Les émeutes qui ont fait 13 morts et des milliards d'euros de dégâts avaient éclaté en mai, en réaction à la volonté du gouvernement de faire adopter une réforme constitutionnelle ultrasensible sur l'élargissement du corps électoral.
Les élections devaient initialement se tenir le 15 décembre 2024. Mais après des mois d'une crise d'une "gravité exceptionnelle", selon les mots de M. Buffet, le Premier ministre Michel Barnier a annoncé le 1er octobre l'abandon de la réforme du corps électoral et le report des élections.

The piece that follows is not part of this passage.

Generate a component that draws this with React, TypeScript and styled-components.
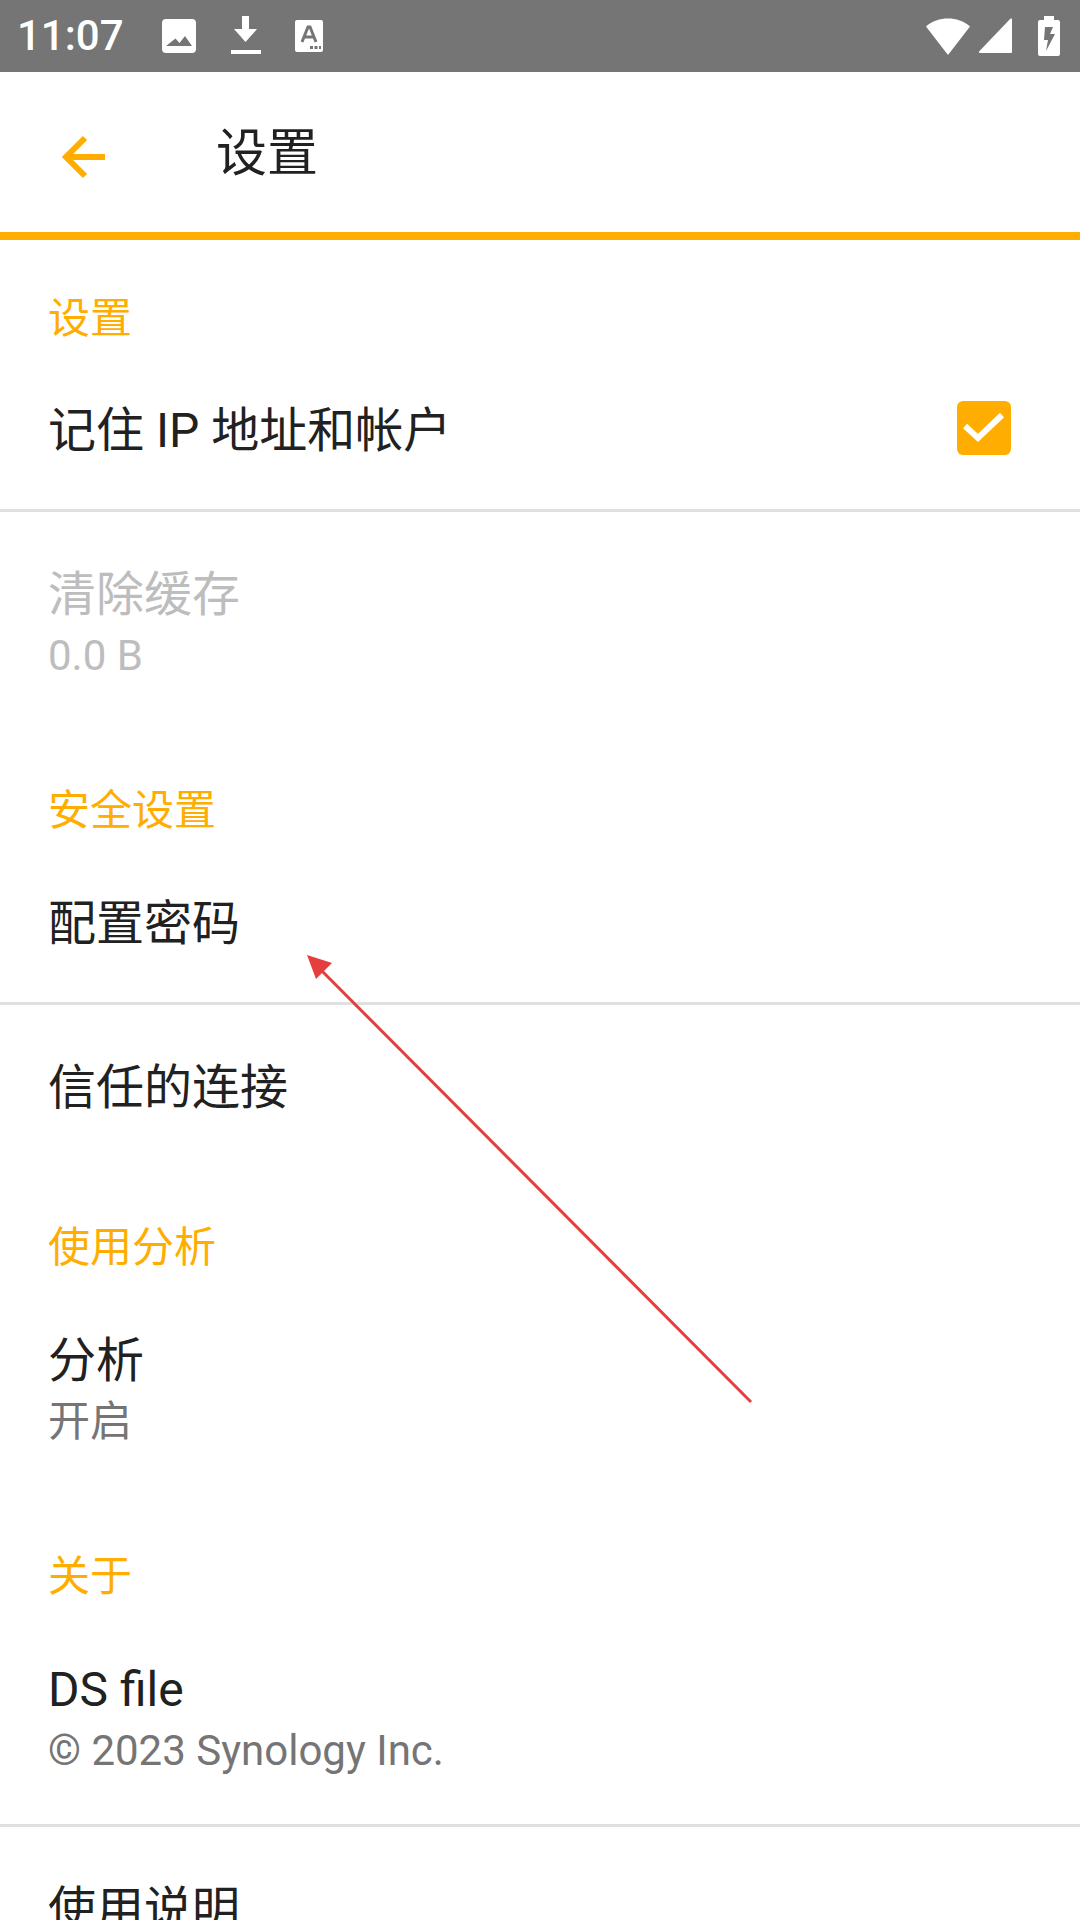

Après les sénateurs deux semaines auparavant, les 297 députés présents dans l'hémicycle l'ont voté à l'unanimité.
"Une nouvelle période doit maintenant s'ouvrir, consacrée à la reconstruction économique et sociale de la Nouvelle-Calédonie et la recherche d'un consensus politique concernant son avenir institutionnel", a souligné M. Buffet y voyant un "nouveau départ".
- Déplacement à Nouméa -
Corapporteur du texte débattu mercredi, le député socialiste Arthur Delaporte a pointé les "errements" du précédent gouvernement, tout en saluant la "méthode portée" par le nouvel exécutif qui a soutenu cette proposition de loi déposée par des sénateurs socialistes.
C'est fort de cette avancée législative que les présidents du Sénat et de l'Assemblée nationale, Gérard Larcher et Yaël Braun-Pivet, se rendront sur l'archipel à partir de samedi, et jusqu'au 14 novembre, pour une mission de concertation.
En Nouvelle-Calédonie, ce report fait consensus, puisque son Congrès l'avait lui-même approuvé à la quasi-unanimité fin octobre.
Ce déplacement, qui revêt une "force symbolique évidente", selon M. Delaporte, devra "contribuer à dresser la table", c'est-à-dire à "rétablir, (...) réparer ce dialogue tripartite et faire que chacune des sensibilités calédoniennes se sente écoutée".
"Dresser la table, mais pas établir le menu, ni rédiger les conclusions", a averti le corapporteur.
Il sera difficile d'éluder la sensible question de l'élargissement du corps électoral (gelé depuis 2007) au risque selon les indépendantistes de marginaliser le peuple autochtone kanak.
A ce jour, seuls les natifs du Caillou et les résidents arrivés avant 1998 peuvent participer à ce scrutin local, une situation jugée antidémocratique par le camp loyaliste.
Cette dérogation aux principes d'égalité du suffrage est jugée "excessive" par le Conseil d'Etat, faisant peser le risque d'annulation du prochain scrutin.
D'où l'urgence d'une reprise du dialogue, en vue d'un accord.
"Si un accord doit arriver, notre parlement devra le ratifier. Ne décidez pas à notre place. Faites avec nous", a enjoint le député indépendantiste de Nouvelle-Calédonie Emmanuel Tjibaou, lors des débats.
- "Emeutes de la faim" -
Plusieurs députés de la gauche ont alerté sur le sort "des prisonniers politiques kanak" incarcérés.
De son côté, le député de Nouvelle-Calédonie Nicolas Metzdorf (EPR, ex-Renaissance), rapporteur du projet de loi constitutionnelle qui avait mis le feu aux poudres, n'a pas masqué une certaine amertume: "Vous ne pouvez pas être impartial, monsieur le ministre, entre ceux qui cassent et ceux qui construisent".
Tous se sont cependant accordés sur l'urgence de la reconstruction, alors que "l'économie calédonienne est profondément atteinte", selon les mots de Florent Boudié (EPR), l'autre corapporteur du texte adopté mercredi.
La facture des émeutes est évaluée à au moins 2,2 milliards d'euros par le gouvernement calédonien, soit 25% du PIB du territoire.
"L'ensemble des acteurs locaux auditionnés (...) partagent le constat du caractère dramatique de la situation locale, allant jusqu'à craindre des émeutes de la faim dans les prochaines semaines, si rien n'était réglé", a prévenu M. Boudié.
L'Etat a annoncé mardi débloquer de nouvelles aides pour l'archipel et permettre notamment la reconstruction des bâtiments publics détruits, mais aussi le financement de son système de sécurité sociale, au bord de la faillite.